Melinda said: “The phrase “queen and priestess to the most high God” does not exist in scripture or in the temple.”
Well, if the words of the prophets are scripture, then actually the phrase can be found therein.
John Taylor JD 1:37:
Have you forgot who you are, and what your object is? Have you forgot that you profess to be Saints of the Most High God, clothed upon with the Holy Priesthood? Have you forgot that you are aiming to become Kings and Priests to the Lord, and Queens and Priestesses to Him?

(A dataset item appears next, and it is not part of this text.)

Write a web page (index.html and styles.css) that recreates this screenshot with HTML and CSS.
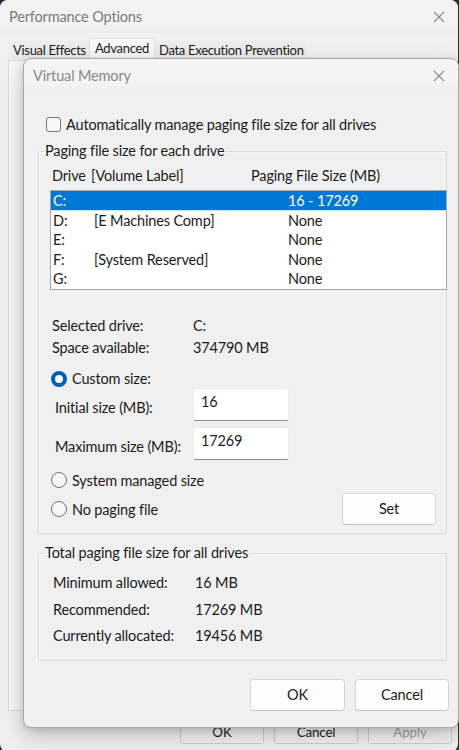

And here he seems to be addressing those who have the fullness of the priesthood:
John Taylor JD 5:189-190:
What are we engaged in? We are engaged in building up the kingdom of God, and many of you have been ordained by the revelations of the Almighty to hold the power and authority of the Holy Priesthood. Besides this, you have been ordained kings and queens, and priests and priestesses to your Lord; you have been put in possession of principles that all the kings, potentates, and powers upon the earth are entirely ignorant of: they do not understand it; but you have received this from the hands of God.
I do wish it was in the temple though. Caroline is right, the phrase is not part of the endowment ceremony. But perhaps it is part of the initiatory, I haven’t done that part again since my first.
Matt,
I understand what you are saying, but in the end “sacrificing everything” includes pride as well as “dignity, conscience, or even God-given testimony”
amyb said: “At present I’m not left with anything uniquely Mormon when I strip it down to what I can really believe in, or even like that much. I’m starting to find Buddhism very attractive.”
Matt responds: Interesting. I asked because I’m not sure if anything uniquely Mormon remains (besides Cultural things) in my own Minimalist Mormon Theology. That said, as a lifelong Mormon, I’m sure there is more Mormonism in my belief system than meets the eye; in fact it probably colors (to some degree) all of my beliefs.
As for Buddhism, I’d be interested in learning more, especially since I served a mission to (primarily Buddhist) Taiwan. That said, I happen to be currently reading Michael Newton’s “Journey of Souls” (was exposed to it at a Sunstone Symposium) which is primarily about our souls’ journey through the spirit world between lives. My first exposure to it was typically skeptical, and yet the more I read (and more importantly, the more I think/ponder), the less strange and more beautiful the ideas presented in the book become. Not only that, what at first seemed a far cry from Mormonism, now seems to resemble Mormon Doctrine more and more, at least in its broad strokes: eternal progression, individual spirit, and even, to a certain extent, “eternal families”. In many ways I find this model makes more sense (and is more comforting) than the Mormon model of the afterlife.
Jennifer, that’s not the God I believe in. My God would never want me to betray my conscience, my spiritual convictions, or my desire for goodness and justice.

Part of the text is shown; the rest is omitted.